According to Robert Poole of Murray-Goulburn, long-life and powdered milk uses considerable amounts of energy in its production. It will be financially crippling for Murray-Goulburn to absorb these costs. They will have to pass on these additional costs to their farmers, their suppliers, to ensure the Murray-Goulburn Cooperative remains viable. What do we know about farmers? Farmers are price takers. They cannot pass on a cent of these additional costs of production to Murray-Goulburn, their own cooperative, nor can Murray-Goulburn pass costs onto Coles and Woolworths, the big duopoly that has purchased most of Australia's manufactured food for customers.

We know that duopoly squeezes the prices of all of its suppliers so hard that there is no way that this industry can expect to get a higher price out of Coles and Woolworths, so its farmers will have to tighten the belt once again, and for many of them there are no belt notches left. They have already been squeezed by drought, by flood, by the higher value of the dollar and by the exchange rate. All of their costs are going through the roof. They must operate their milking machinery and their refrigeration, they have transport costs to pay and they have fertiliser costs. Everything that they touch will have an additional cost with this carbon tax and they cannot pass on a cent of that additional cost. It is an extraordinarily difficult situation that we are staring down. The Murray-Goulburn factory at Cobram has a briquette fire boiler that it uses for manufacturing. You can imagine what they are contemplating in terms of costs of replacing that boiler or the punitive additional costs they will incur if they cannot.

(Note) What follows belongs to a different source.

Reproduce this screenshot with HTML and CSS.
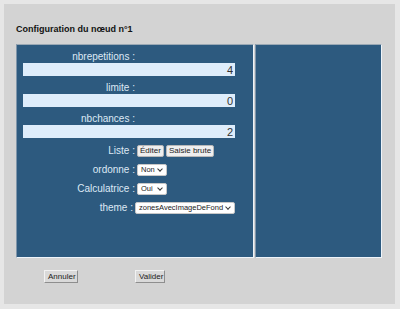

This is a very serious problem and it is about an economy that has served as the food bowl of Australia for nearly 100 years. Now it is staring down the barrel of economic contraction, not because of the floods or the droughts, the mouse plagues or the locust plagues. What is bringing about the contraction now is bad government policy. It is extraordinary that, in a parliamentary democracy in a country as developed as Australia, government policy can destroy an industry that has been benchmarked as amongst world's best practice. Government policy is going to take this industry down. I find that just so heartbreaking.

I have farmers, not at retirement age, who are in their 40s and 50s and who are saying, 'We can't keep pushing and pushing to make a viable living when our own government is against us. It is introducing policies which will simply make it impossible for us to survive and at the end of the day there will be no improvement in emissions, and global warming will not be affected by our sacrifice, the loss of our farm properties, the loss of our livelihoods or the loss of our futures for our children and grandchildren.' So I beg this government to rethink what they are trying to do. It is not worth the Lodge, quite frankly, to destroy the Australian economy. The Greens do not have an understanding of the way the economy works; they never did and it appears they never can. This government should look closely, instead, at the coalition's policies. We are very generous in the coalition and are saying, 'You may take them. Implement them.' At least we will have a country to be proud of in the future and will pull our own weight.